A young, misunderstood girl living a ho-hum life in a small-minded town finds sympathy for (and ultimately falls in love with) a monstrous outcast even as a vile alpha male bro stalks her for her affection, ultimately leading an attack on the monster that congeals the town's bigotry into tragedy. Tim Burton's Edward Scissorhands is Beauty and the Beast with topiary. Instead of Belle isolated in the high castle with a captor she grows to adore, it's the Beast who must come down into the suburbs, learn about an idyllic Avon society, and weather fearful hatred on the street level. Edward and the Beast must learn to be "civilized."

Burton's film is another example of live-action fantasy that works beautifully, blending "Frankenstein" into the suburbs. It's also a fairytale, told by an old woman to her granddaughter to explain where snow comes from. Like Beauty and the Beast, it also heavily leans into the morality play of finding the good in everyone, no matter how sharp the claws.

beauty and the beast

The Mix

Hopefully, this list draws out what Beauty and the Beast owes to its predecessors (and not just the most obvious one) as well as how it stands out among a long history of adaptations, musicals, and fantasy films.
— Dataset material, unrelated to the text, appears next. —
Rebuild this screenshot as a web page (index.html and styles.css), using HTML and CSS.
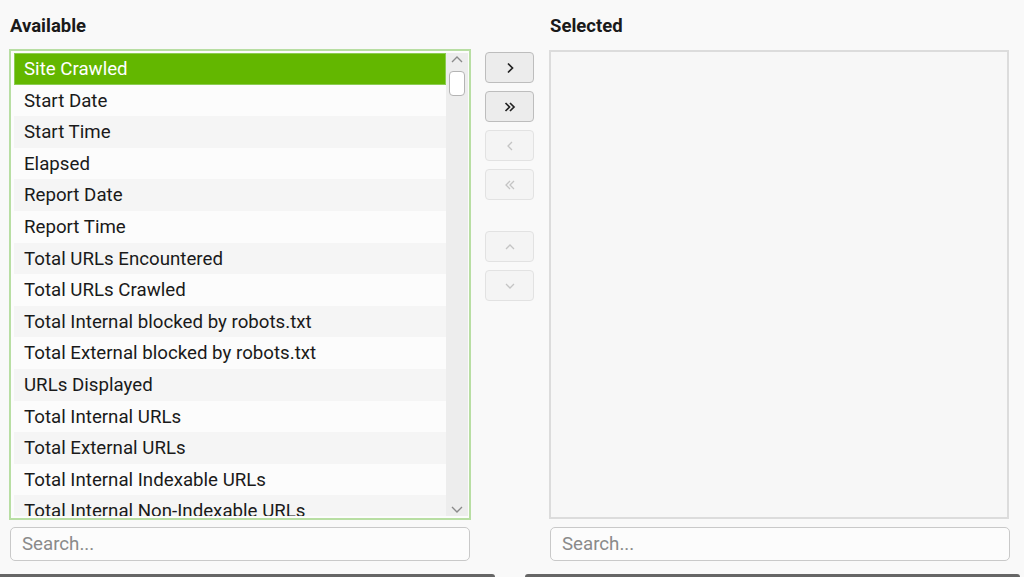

It's strange to see Watson's portrayal of a potentially pigeon-holing character overshadowed completely because the character is also toweringly iconic. Hermione may owe a lot to Belle, and now Belle, via Watson, can owe something to Hermione.

In the same way, Beauty and the Beast borrows its voice from an ancient story and a host of filmic magic-makers, but will undoubtedly add to that lineage with its own inspiring, technical song and dance.